TASK BRIEF:
Your copy of the material below should match it exactly, except that it holds no pictures.

(Web page code records)
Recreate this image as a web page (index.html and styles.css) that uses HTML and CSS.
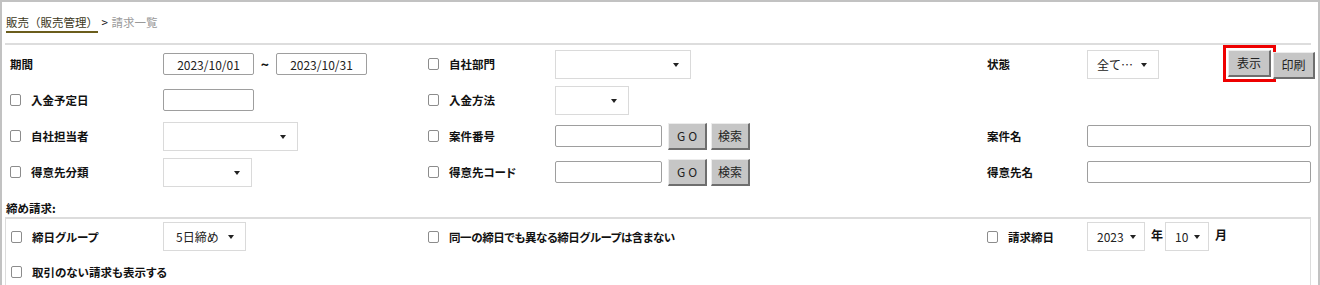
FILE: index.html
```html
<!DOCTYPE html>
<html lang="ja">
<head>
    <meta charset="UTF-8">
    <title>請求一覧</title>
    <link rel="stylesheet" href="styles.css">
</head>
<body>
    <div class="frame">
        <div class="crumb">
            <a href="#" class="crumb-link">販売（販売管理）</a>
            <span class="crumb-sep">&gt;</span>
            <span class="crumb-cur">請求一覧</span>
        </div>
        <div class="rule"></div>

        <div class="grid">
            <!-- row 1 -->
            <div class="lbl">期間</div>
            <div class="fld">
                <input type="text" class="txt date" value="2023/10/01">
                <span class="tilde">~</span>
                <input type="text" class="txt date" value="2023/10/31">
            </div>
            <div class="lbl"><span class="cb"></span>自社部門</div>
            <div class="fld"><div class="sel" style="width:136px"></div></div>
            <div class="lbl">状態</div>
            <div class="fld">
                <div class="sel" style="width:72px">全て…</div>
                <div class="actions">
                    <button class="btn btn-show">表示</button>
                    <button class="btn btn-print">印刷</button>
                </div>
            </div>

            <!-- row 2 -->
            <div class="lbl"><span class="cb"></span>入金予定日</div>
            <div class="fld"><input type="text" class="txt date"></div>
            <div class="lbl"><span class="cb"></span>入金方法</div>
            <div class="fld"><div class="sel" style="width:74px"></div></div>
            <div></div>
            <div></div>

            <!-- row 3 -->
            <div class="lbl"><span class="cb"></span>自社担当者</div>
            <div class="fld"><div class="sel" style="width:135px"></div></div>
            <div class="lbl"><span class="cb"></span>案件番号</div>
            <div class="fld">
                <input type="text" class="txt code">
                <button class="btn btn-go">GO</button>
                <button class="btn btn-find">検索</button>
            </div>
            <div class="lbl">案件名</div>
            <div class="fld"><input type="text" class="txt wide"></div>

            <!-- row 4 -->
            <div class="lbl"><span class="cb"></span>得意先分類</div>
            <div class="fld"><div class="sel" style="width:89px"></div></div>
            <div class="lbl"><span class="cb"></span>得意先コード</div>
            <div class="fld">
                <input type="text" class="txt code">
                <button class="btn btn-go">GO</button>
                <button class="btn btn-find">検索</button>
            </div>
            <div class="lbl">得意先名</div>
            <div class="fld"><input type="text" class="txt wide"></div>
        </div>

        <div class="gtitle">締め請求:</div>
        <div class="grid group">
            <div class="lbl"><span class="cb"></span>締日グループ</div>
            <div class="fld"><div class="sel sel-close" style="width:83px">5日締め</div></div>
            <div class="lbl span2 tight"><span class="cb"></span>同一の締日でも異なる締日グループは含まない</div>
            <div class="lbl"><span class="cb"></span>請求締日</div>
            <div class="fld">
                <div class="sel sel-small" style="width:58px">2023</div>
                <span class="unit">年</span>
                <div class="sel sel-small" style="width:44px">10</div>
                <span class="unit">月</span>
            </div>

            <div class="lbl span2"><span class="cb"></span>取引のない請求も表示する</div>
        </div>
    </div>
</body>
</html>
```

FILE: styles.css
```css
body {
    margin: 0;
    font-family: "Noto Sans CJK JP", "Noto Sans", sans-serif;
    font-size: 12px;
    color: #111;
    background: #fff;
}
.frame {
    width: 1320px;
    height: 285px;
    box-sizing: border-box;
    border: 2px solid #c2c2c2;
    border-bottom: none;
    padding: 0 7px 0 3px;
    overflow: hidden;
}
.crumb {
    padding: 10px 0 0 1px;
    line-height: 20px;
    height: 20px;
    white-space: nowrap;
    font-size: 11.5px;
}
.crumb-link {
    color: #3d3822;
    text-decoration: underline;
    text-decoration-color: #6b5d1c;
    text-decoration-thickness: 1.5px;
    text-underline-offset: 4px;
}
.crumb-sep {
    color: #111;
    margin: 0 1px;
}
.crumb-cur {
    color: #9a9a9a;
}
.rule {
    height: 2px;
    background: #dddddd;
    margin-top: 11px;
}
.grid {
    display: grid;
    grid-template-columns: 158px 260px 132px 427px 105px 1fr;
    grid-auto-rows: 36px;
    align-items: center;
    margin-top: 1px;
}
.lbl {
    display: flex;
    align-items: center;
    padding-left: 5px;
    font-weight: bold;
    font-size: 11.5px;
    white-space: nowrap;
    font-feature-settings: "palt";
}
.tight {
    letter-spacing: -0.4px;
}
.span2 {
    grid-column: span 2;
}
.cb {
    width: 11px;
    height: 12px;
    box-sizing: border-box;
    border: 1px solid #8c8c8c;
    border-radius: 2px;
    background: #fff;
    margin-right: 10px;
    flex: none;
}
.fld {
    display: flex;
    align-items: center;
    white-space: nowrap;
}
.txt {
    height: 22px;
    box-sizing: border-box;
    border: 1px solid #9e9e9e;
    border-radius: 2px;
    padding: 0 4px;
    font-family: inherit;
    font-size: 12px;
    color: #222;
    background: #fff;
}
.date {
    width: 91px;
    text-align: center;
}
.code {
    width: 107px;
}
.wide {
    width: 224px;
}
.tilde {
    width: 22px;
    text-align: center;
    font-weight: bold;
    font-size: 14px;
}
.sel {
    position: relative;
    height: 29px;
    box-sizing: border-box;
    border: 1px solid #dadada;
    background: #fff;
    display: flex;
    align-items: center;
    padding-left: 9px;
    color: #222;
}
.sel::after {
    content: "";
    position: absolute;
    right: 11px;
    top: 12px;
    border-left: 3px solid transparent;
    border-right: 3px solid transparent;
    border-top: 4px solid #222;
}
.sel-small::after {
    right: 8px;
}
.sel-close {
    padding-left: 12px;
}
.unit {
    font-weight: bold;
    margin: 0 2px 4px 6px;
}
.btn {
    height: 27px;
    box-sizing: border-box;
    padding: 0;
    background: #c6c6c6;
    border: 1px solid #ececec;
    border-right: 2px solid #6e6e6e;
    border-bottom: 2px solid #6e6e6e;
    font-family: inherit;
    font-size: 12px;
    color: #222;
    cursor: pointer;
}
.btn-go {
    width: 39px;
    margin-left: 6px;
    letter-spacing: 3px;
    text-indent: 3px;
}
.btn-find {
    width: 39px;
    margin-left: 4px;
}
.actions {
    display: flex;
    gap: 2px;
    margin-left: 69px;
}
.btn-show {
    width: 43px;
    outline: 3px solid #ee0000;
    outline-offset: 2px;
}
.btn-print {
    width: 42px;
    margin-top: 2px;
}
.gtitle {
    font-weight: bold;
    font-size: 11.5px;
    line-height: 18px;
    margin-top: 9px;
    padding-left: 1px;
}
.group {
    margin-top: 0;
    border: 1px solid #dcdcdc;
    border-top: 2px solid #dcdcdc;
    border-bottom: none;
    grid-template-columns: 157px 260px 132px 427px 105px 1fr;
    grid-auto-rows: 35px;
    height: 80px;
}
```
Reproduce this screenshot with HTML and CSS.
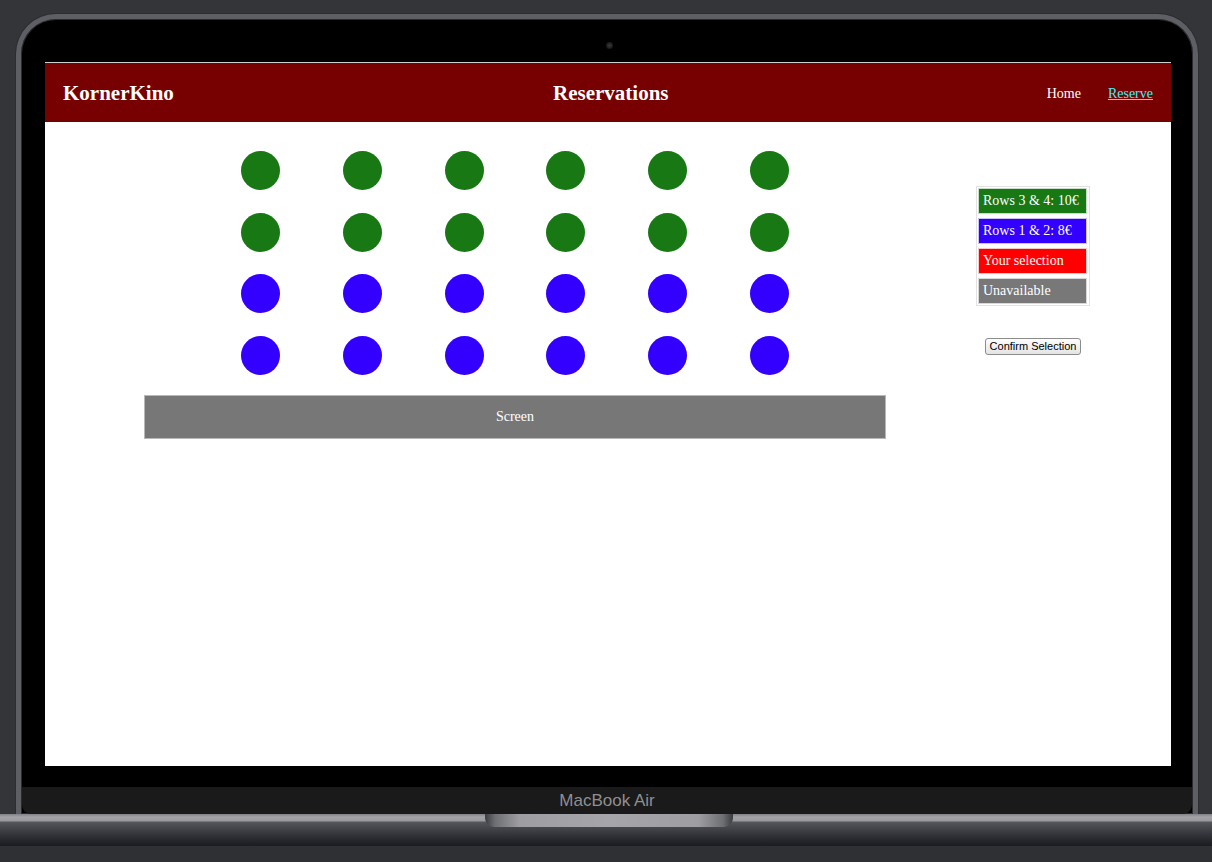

THE OUTPUT:
Recreate this image as a web page (index.html and styles.css) that uses HTML and CSS.
FILE: index.html
```html
<!DOCTYPE html>
<html lang="ja">
<head>
    <meta charset="UTF-8">
    <title>請求一覧</title>
    <link rel="stylesheet" href="styles.css">
</head>
<body>
    <div class="frame">
        <div class="crumb">
            <a href="#" class="crumb-link">販売（販売管理）</a>
            <span class="crumb-sep">&gt;</span>
            <span class="crumb-cur">請求一覧</span>
        </div>
        <div class="rule"></div>

        <div class="grid">
            <!-- row 1 -->
            <div class="lbl">期間</div>
            <div class="fld">
                <input type="text" class="txt date" value="2023/10/01">
                <span class="tilde">~</span>
                <input type="text" class="txt date" value="2023/10/31">
            </div>
            <div class="lbl"><span class="cb"></span>自社部門</div>
            <div class="fld"><div class="sel" style="width:136px"></div></div>
            <div class="lbl">状態</div>
            <div class="fld">
                <div class="sel" style="width:72px">全て…</div>
                <div class="actions">
                    <button class="btn btn-show">表示</button>
                    <button class="btn btn-print">印刷</button>
                </div>
            </div>

            <!-- row 2 -->
            <div class="lbl"><span class="cb"></span>入金予定日</div>
            <div class="fld"><input type="text" class="txt date"></div>
            <div class="lbl"><span class="cb"></span>入金方法</div>
            <div class="fld"><div class="sel" style="width:74px"></div></div>
            <div></div>
            <div></div>

            <!-- row 3 -->
            <div class="lbl"><span class="cb"></span>自社担当者</div>
            <div class="fld"><div class="sel" style="width:135px"></div></div>
            <div class="lbl"><span class="cb"></span>案件番号</div>
            <div class="fld">
                <input type="text" class="txt code">
                <button class="btn btn-go">GO</button>
                <button class="btn btn-find">検索</button>
            </div>
            <div class="lbl">案件名</div>
            <div class="fld"><input type="text" class="txt wide"></div>

            <!-- row 4 -->
            <div class="lbl"><span class="cb"></span>得意先分類</div>
            <div class="fld"><div class="sel" style="width:89px"></div></div>
            <div class="lbl"><span class="cb"></span>得意先コード</div>
            <div class="fld">
                <input type="text" class="txt code">
                <button class="btn btn-go">GO</button>
                <button class="btn btn-find">検索</button>
            </div>
            <div class="lbl">得意先名</div>
            <div class="fld"><input type="text" class="txt wide"></div>
        </div>

        <div class="gtitle">締め請求:</div>
        <div class="grid group">
            <div class="lbl"><span class="cb"></span>締日グループ</div>
            <div class="fld"><div class="sel sel-close" style="width:83px">5日締め</div></div>
            <div class="lbl span2 tight"><span class="cb"></span>同一の締日でも異なる締日グループは含まない</div>
            <div class="lbl"><span class="cb"></span>請求締日</div>
            <div class="fld">
                <div class="sel sel-small" style="width:58px">2023</div>
                <span class="unit">年</span>
                <div class="sel sel-small" style="width:44px">10</div>
                <span class="unit">月</span>
            </div>

            <div class="lbl span2"><span class="cb"></span>取引のない請求も表示する</div>
        </div>
    </div>
</body>
</html>
```

FILE: styles.css
```css
body {
    margin: 0;
    font-family: "Noto Sans CJK JP", "Noto Sans", sans-serif;
    font-size: 12px;
    color: #111;
    background: #fff;
}
.frame {
    width: 1320px;
    height: 285px;
    box-sizing: border-box;
    border: 2px solid #c2c2c2;
    border-bottom: none;
    padding: 0 7px 0 3px;
    overflow: hidden;
}
.crumb {
    padding: 10px 0 0 1px;
    line-height: 20px;
    height: 20px;
    white-space: nowrap;
    font-size: 11.5px;
}
.crumb-link {
    color: #3d3822;
    text-decoration: underline;
    text-decoration-color: #6b5d1c;
    text-decoration-thickness: 1.5px;
    text-underline-offset: 4px;
}
.crumb-sep {
    color: #111;
    margin: 0 1px;
}
.crumb-cur {
    color: #9a9a9a;
}
.rule {
    height: 2px;
    background: #dddddd;
    margin-top: 11px;
}
.grid {
    display: grid;
    grid-template-columns: 158px 260px 132px 427px 105px 1fr;
    grid-auto-rows: 36px;
    align-items: center;
    margin-top: 1px;
}
.lbl {
    display: flex;
    align-items: center;
    padding-left: 5px;
    font-weight: bold;
    font-size: 11.5px;
    white-space: nowrap;
    font-feature-settings: "palt";
}
.tight {
    letter-spacing: -0.4px;
}
.span2 {
    grid-column: span 2;
}
.cb {
    width: 11px;
    height: 12px;
    box-sizing: border-box;
    border: 1px solid #8c8c8c;
    border-radius: 2px;
    background: #fff;
    margin-right: 10px;
    flex: none;
}
.fld {
    display: flex;
    align-items: center;
    white-space: nowrap;
}
.txt {
    height: 22px;
    box-sizing: border-box;
    border: 1px solid #9e9e9e;
    border-radius: 2px;
    padding: 0 4px;
    font-family: inherit;
    font-size: 12px;
    color: #222;
    background: #fff;
}
.date {
    width: 91px;
    text-align: center;
}
.code {
    width: 107px;
}
.wide {
    width: 224px;
}
.tilde {
    width: 22px;
    text-align: center;
    font-weight: bold;
    font-size: 14px;
}
.sel {
    position: relative;
    height: 29px;
    box-sizing: border-box;
    border: 1px solid #dadada;
    background: #fff;
    display: flex;
    align-items: center;
    padding-left: 9px;
    color: #222;
}
.sel::after {
    content: "";
    position: absolute;
    right: 11px;
    top: 12px;
    border-left: 3px solid transparent;
    border-right: 3px solid transparent;
    border-top: 4px solid #222;
}
.sel-small::after {
    right: 8px;
}
.sel-close {
    padding-left: 12px;
}
.unit {
    font-weight: bold;
    margin: 0 2px 4px 6px;
}
.btn {
    height: 27px;
    box-sizing: border-box;
    padding: 0;
    background: #c6c6c6;
    border: 1px solid #ececec;
    border-right: 2px solid #6e6e6e;
    border-bottom: 2px solid #6e6e6e;
    font-family: inherit;
    font-size: 12px;
    color: #222;
    cursor: pointer;
}
.btn-go {
    width: 39px;
    margin-left: 6px;
    letter-spacing: 3px;
    text-indent: 3px;
}
.btn-find {
    width: 39px;
    margin-left: 4px;
}
.actions {
    display: flex;
    gap: 2px;
    margin-left: 69px;
}
.btn-show {
    width: 43px;
    outline: 3px solid #ee0000;
    outline-offset: 2px;
}
.btn-print {
    width: 42px;
    margin-top: 2px;
}
.gtitle {
    font-weight: bold;
    font-size: 11.5px;
    line-height: 18px;
    margin-top: 9px;
    padding-left: 1px;
}
.group {
    margin-top: 0;
    border: 1px solid #dcdcdc;
    border-top: 2px solid #dcdcdc;
    border-bottom: none;
    grid-template-columns: 157px 260px 132px 427px 105px 1fr;
    grid-auto-rows: 35px;
    height: 80px;
}
```
Reproduce this screenshot with HTML and CSS.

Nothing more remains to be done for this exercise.